▶ [TASK DESCRIPTION] Transcribe the records below exactly, leaving out any pictures.

Interface markup and scripts
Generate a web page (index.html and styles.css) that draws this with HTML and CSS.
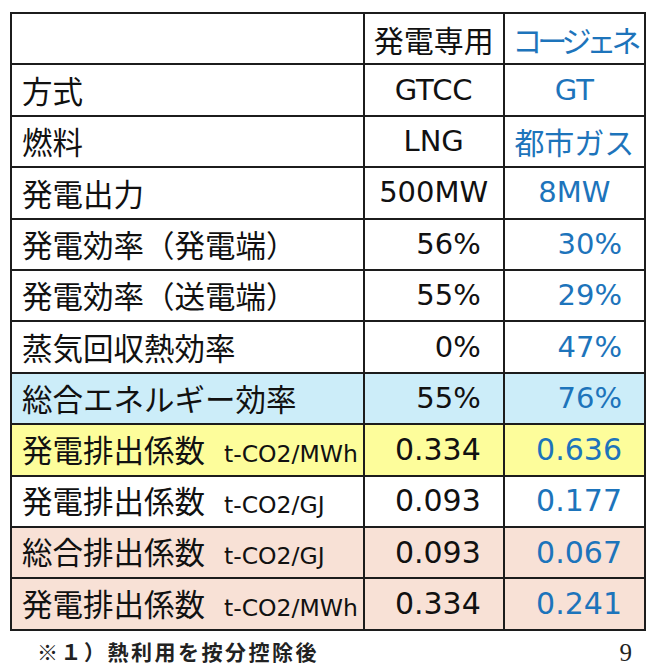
FILE: index.html
```html
<!DOCTYPE html>
<html lang="ja">
<head>
<meta charset="utf-8">
<link rel="stylesheet" href="styles.css">
</head>
<body>
<div class="page">
  <table class="grid">
    <colgroup><col class="c1"><col class="c2"><col class="c3"></colgroup>
    <tr><td></td><td class="ctr">発電専用</td><td class="ctr blue tight">コージェネ</td></tr>
    <tr><td class="lbl">方式</td><td class="ctr num">GTCC</td><td class="ctr num blue">GT</td></tr>
    <tr><td class="lbl">燃料</td><td class="ctr num">LNG</td><td class="ctr blue">都市ガス</td></tr>
    <tr><td class="lbl">発電出力</td><td class="ctr num">500MW</td><td class="ctr num blue">8MW</td></tr>
    <tr><td class="lbl">発電効率（発電端）</td><td class="rt num">56%</td><td class="rt num blue">30%</td></tr>
    <tr><td class="lbl">発電効率（送電端）</td><td class="rt num">55%</td><td class="rt num blue">29%</td></tr>
    <tr><td class="lbl">蒸気回収熱効率</td><td class="rt num">0%</td><td class="rt num blue">47%</td></tr>
    <tr class="sky"><td class="lbl">総合エネルギー効率</td><td class="rt num">55%</td><td class="rt num blue">76%</td></tr>
    <tr class="lemon"><td class="lbl">発電排出係数<span class="unit">t-CO2/MWh</span></td><td class="rt num big">0.334</td><td class="rt num big blue">0.636</td></tr>
    <tr><td class="lbl">発電排出係数<span class="unit">t-CO2/GJ</span></td><td class="rt num big">0.093</td><td class="rt num big blue">0.177</td></tr>
    <tr class="peach"><td class="lbl">総合排出係数<span class="unit">t-CO2/GJ</span></td><td class="rt num big">0.093</td><td class="rt num big blue">0.067</td></tr>
    <tr class="peach"><td class="lbl">発電排出係数<span class="unit">t-CO2/MWh</span></td><td class="rt num big">0.334</td><td class="rt num big blue">0.241</td></tr>
  </table>
  <div class="foot">
    <span class="note">※１）熱利用を按分控除後</span>
    <span class="pageno">9</span>
  </div>
</div>
</body>
</html>
```
FILE: styles.css
```css
html, body {
  margin: 0;
  padding: 0;
  background: #ffffff;
}
.page {
  width: 652px;
  height: 667px;
  padding: 12px 0 0 10px;
  box-sizing: border-box;
  font-family: "Noto Sans CJK JP", "DejaVu Sans", sans-serif;
  color: #111;
}
.grid {
  border-collapse: collapse;
  table-layout: fixed;
  width: 636px;
}
.c1 { width: 352px; }
.c2 { width: 140px; }
.c3 { width: 141px; }
.grid td {
  border: 2px solid #1c1c1c;
  height: 49.4px;
  padding: 0;
  font-size: 30px;
  line-height: 1;
  white-space: nowrap;
  overflow: hidden;
  vertical-align: middle;
}
.lbl { padding-left: 10px !important; font-size: 30.5px !important; }
.ctr { text-align: center; }
.tight { letter-spacing: -5px; }
.rt { text-align: right; padding-right: 22px !important; }
.num { font-family: "DejaVu Sans", sans-serif; font-size: 29px !important; }
.big { font-size: 30px !important; }
.blue { color: #1d74bb; }
.unit {
  font-family: "DejaVu Sans", sans-serif;
  font-size: 23.5px;
  margin-left: 19px;
}
.sky td { background: #ccedf9; }
.lemon td { background: #fdfd9b; }
.peach td { background: #f8e1d6; }
.foot {
  display: flex;
  justify-content: space-between;
  align-items: center;
  padding: 4px 20px 0 27px;
}
.note {
  font-weight: bold;
  font-size: 21px;
  letter-spacing: 2.5px;
  color: #222;
}
.pageno {
  font-family: "Liberation Serif", serif;
  font-size: 25px;
  color: #222;
  margin-top: 4px;
}
```
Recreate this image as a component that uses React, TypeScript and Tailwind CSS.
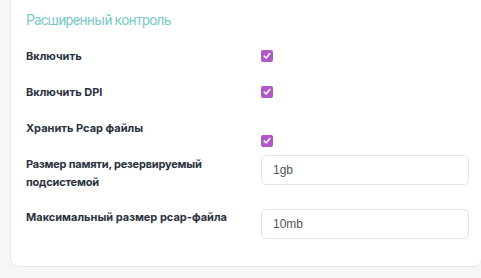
import React from "react";

function Check() {
  return (
    <span className="flex h-[12px] w-[12px] items-center justify-center rounded-[2px] bg-[#b058c8]">
      <svg width="8" height="8" viewBox="0 0 8 8" fill="none">
        <path d="M1.2 4.2 L3.2 6 L6.8 1.6" stroke="white" strokeWidth="1.6" strokeLinecap="round" strokeLinejoin="round" />
      </svg>
    </span>
  );
}

function Input({ value }: { value: string }) {
  return (
    <div className="flex h-[30px] w-[208px] items-center rounded-[5px] border border-[#e3e3e6] bg-white pl-[11px] text-[12px] font-normal text-[#555] font-['Liberation_Sans',sans-serif]">
      {value}
    </div>
  );
}

export default function App() {
  return (
    <div className="h-[278px] w-[481px] overflow-hidden bg-[#f5f6f8] font-['Inter',sans-serif]">
      <div className="ml-[10px] h-[267px] rounded-b-[8px] border-b border-l border-[#e6e7ea] bg-white pl-[15px] pt-[10px]">
        <div className="text-[14px] leading-[20px] tracking-[-0.7px] text-[#7ccac7] font-['Roboto',sans-serif]">Расширенный контроль</div>
        <div className="mt-[18px] text-[11px] font-bold text-[#2a3240]">
          <div className="flex h-[16px] items-center">
            <div className="w-[235px]">Включить</div>
            <Check />
          </div>
          <div className="mt-[20px] flex h-[16px] items-center">
            <div className="w-[235px]">Включить DPI</div>
            <Check />
          </div>
          <div className="mt-[20px] flex h-[30px] items-start">
            <div className="w-[235px] leading-[16px]">Хранить Pcap файлы</div>
            <div className="mt-[15px]"><Check /></div>
          </div>
          <div className="mt-[5px] flex items-start">
            <div className="w-[235px] leading-[18px] tracking-[-0.2px]">Размер памяти, резервируемый<br />подсистемой</div>
            <Input value="1gb" />
          </div>
          <div className="mt-[18px] flex items-start">
            <div className="w-[235px] leading-[16px]">Максимальный размер pcap-файла</div>
            <Input value="10mb" />
          </div>
        </div>
      </div>
    </div>
  );
}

▶ [RESPONSE]
Generate a web page (index.html and styles.css) that draws this with HTML and CSS.
FILE: index.html
```html
<!DOCTYPE html>
<html lang="ja">
<head>
<meta charset="utf-8">
<link rel="stylesheet" href="styles.css">
</head>
<body>
<div class="page">
  <table class="grid">
    <colgroup><col class="c1"><col class="c2"><col class="c3"></colgroup>
    <tr><td></td><td class="ctr">発電専用</td><td class="ctr blue tight">コージェネ</td></tr>
    <tr><td class="lbl">方式</td><td class="ctr num">GTCC</td><td class="ctr num blue">GT</td></tr>
    <tr><td class="lbl">燃料</td><td class="ctr num">LNG</td><td class="ctr blue">都市ガス</td></tr>
    <tr><td class="lbl">発電出力</td><td class="ctr num">500MW</td><td class="ctr num blue">8MW</td></tr>
    <tr><td class="lbl">発電効率（発電端）</td><td class="rt num">56%</td><td class="rt num blue">30%</td></tr>
    <tr><td class="lbl">発電効率（送電端）</td><td class="rt num">55%</td><td class="rt num blue">29%</td></tr>
    <tr><td class="lbl">蒸気回収熱効率</td><td class="rt num">0%</td><td class="rt num blue">47%</td></tr>
    <tr class="sky"><td class="lbl">総合エネルギー効率</td><td class="rt num">55%</td><td class="rt num blue">76%</td></tr>
    <tr class="lemon"><td class="lbl">発電排出係数<span class="unit">t-CO2/MWh</span></td><td class="rt num big">0.334</td><td class="rt num big blue">0.636</td></tr>
    <tr><td class="lbl">発電排出係数<span class="unit">t-CO2/GJ</span></td><td class="rt num big">0.093</td><td class="rt num big blue">0.177</td></tr>
    <tr class="peach"><td class="lbl">総合排出係数<span class="unit">t-CO2/GJ</span></td><td class="rt num big">0.093</td><td class="rt num big blue">0.067</td></tr>
    <tr class="peach"><td class="lbl">発電排出係数<span class="unit">t-CO2/MWh</span></td><td class="rt num big">0.334</td><td class="rt num big blue">0.241</td></tr>
  </table>
  <div class="foot">
    <span class="note">※１）熱利用を按分控除後</span>
    <span class="pageno">9</span>
  </div>
</div>
</body>
</html>
```
FILE: styles.css
```css
html, body {
  margin: 0;
  padding: 0;
  background: #ffffff;
}
.page {
  width: 652px;
  height: 667px;
  padding: 12px 0 0 10px;
  box-sizing: border-box;
  font-family: "Noto Sans CJK JP", "DejaVu Sans", sans-serif;
  color: #111;
}
.grid {
  border-collapse: collapse;
  table-layout: fixed;
  width: 636px;
}
.c1 { width: 352px; }
.c2 { width: 140px; }
.c3 { width: 141px; }
.grid td {
  border: 2px solid #1c1c1c;
  height: 49.4px;
  padding: 0;
  font-size: 30px;
  line-height: 1;
  white-space: nowrap;
  overflow: hidden;
  vertical-align: middle;
}
.lbl { padding-left: 10px !important; font-size: 30.5px !important; }
.ctr { text-align: center; }
.tight { letter-spacing: -5px; }
.rt { text-align: right; padding-right: 22px !important; }
.num { font-family: "DejaVu Sans", sans-serif; font-size: 29px !important; }
.big { font-size: 30px !important; }
.blue { color: #1d74bb; }
.unit {
  font-family: "DejaVu Sans", sans-serif;
  font-size: 23.5px;
  margin-left: 19px;
}
.sky td { background: #ccedf9; }
.lemon td { background: #fdfd9b; }
.peach td { background: #f8e1d6; }
.foot {
  display: flex;
  justify-content: space-between;
  align-items: center;
  padding: 4px 20px 0 27px;
}
.note {
  font-weight: bold;
  font-size: 21px;
  letter-spacing: 2.5px;
  color: #222;
}
.pageno {
  font-family: "Liberation Serif", serif;
  font-size: 25px;
  color: #222;
  margin-top: 4px;
}
```
Recreate this image as a component that uses React, TypeScript and Tailwind CSS.
import React from "react";

function Check() {
  return (
    <span className="flex h-[12px] w-[12px] items-center justify-center rounded-[2px] bg-[#b058c8]">
      <svg width="8" height="8" viewBox="0 0 8 8" fill="none">
        <path d="M1.2 4.2 L3.2 6 L6.8 1.6" stroke="white" strokeWidth="1.6" strokeLinecap="round" strokeLinejoin="round" />
      </svg>
    </span>
  );
}

function Input({ value }: { value: string }) {
  return (
    <div className="flex h-[30px] w-[208px] items-center rounded-[5px] border border-[#e3e3e6] bg-white pl-[11px] text-[12px] font-normal text-[#555] font-['Liberation_Sans',sans-serif]">
      {value}
    </div>
  );
}

export default function App() {
  return (
    <div className="h-[278px] w-[481px] overflow-hidden bg-[#f5f6f8] font-['Inter',sans-serif]">
      <div className="ml-[10px] h-[267px] rounded-b-[8px] border-b border-l border-[#e6e7ea] bg-white pl-[15px] pt-[10px]">
        <div className="text-[14px] leading-[20px] tracking-[-0.7px] text-[#7ccac7] font-['Roboto',sans-serif]">Расширенный контроль</div>
        <div className="mt-[18px] text-[11px] font-bold text-[#2a3240]">
          <div className="flex h-[16px] items-center">
            <div className="w-[235px]">Включить</div>
            <Check />
          </div>
          <div className="mt-[20px] flex h-[16px] items-center">
            <div className="w-[235px]">Включить DPI</div>
            <Check />
          </div>
          <div className="mt-[20px] flex h-[30px] items-start">
            <div className="w-[235px] leading-[16px]">Хранить Pcap файлы</div>
            <div className="mt-[15px]"><Check /></div>
          </div>
          <div className="mt-[5px] flex items-start">
            <div className="w-[235px] leading-[18px] tracking-[-0.2px]">Размер памяти, резервируемый<br />подсистемой</div>
            <Input value="1gb" />
          </div>
          <div className="mt-[18px] flex items-start">
            <div className="w-[235px] leading-[16px]">Максимальный размер pcap-файла</div>
            <Input value="10mb" />
          </div>
        </div>
      </div>
    </div>
  );
}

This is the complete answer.